Poland’s government opened a new investigation Thursday into the 2010 plane crash in Russia that killed President Lech Kaczynski, with the defense minister saying that evidence pointing to Russian involvement was covered up in an earlier probe.
The new investigation could exacerbate Poland’s already deeply strained relations with Russia and is likely to deepen the ideological divide within Poland between supporters of the conservative and pro-Catholic government and a segment of society that is liberal and secular, and which trusts the original investigating commission.
Kaczynski was the twin brother of Jaroslaw Kaczynski, the head of the current ruling party, Law and Justice. The party, which swept to power late last year, is determined to do more to honor the late president and the 95 others who died with him, many of them top state figures.
Defense Minister Antoni Macierewicz said an earlier Polish investigation that declared the crash an accident covered up evidence pointing to “Russian responsibility in the course of events.”
“One has to say that basic facts and information that fundamentally change the view of events were hidden,” Macierewicz said as he announced the new probe.
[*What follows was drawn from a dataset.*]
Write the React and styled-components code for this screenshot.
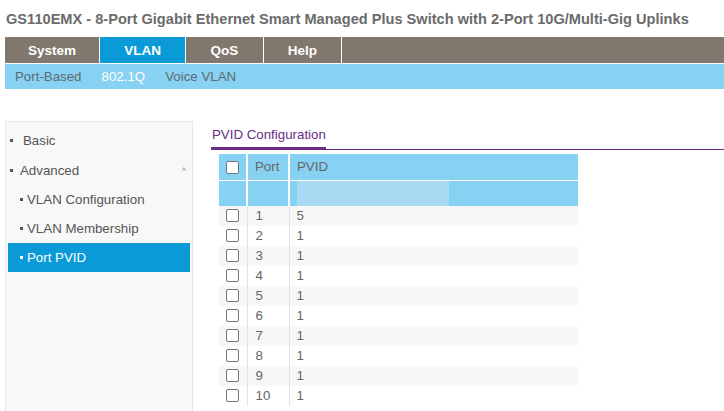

He, Kaczynski and other party leaders doubt the findings of state investigations by Poland and Russia, both of which determined that the crash on April 10, 2010, was an accident resulting from pilot error and bad weather.
They have suggested that the crash was instead an assassination, and while their accusations are vague, they have implicated Russian leader Vladimir Putin, while also suggesting that then-Prime Minister Donald Tusk — now head of the European Council — could have been complicit.
Members of the liberal opposition generally see no need for a new probe and are satisfied that the crash near Smolensk, Russia, was an accident.
Macierewicz said the original investigation was riddled with “mistakes” and “abnormalities.” There will be 21 members of the new commission, many of them engineers or other technical experts, and four advisers from abroad.
Macierewicz made the announcement in the presence of relatives of people who died in the crash. Behind him a screen carried the words: “They are waiting for the truth … We owe them that.”
“The Polish state is finally fulfilling its duty,” said Ewa Blasik, widow of a former air force commander who died in the crash.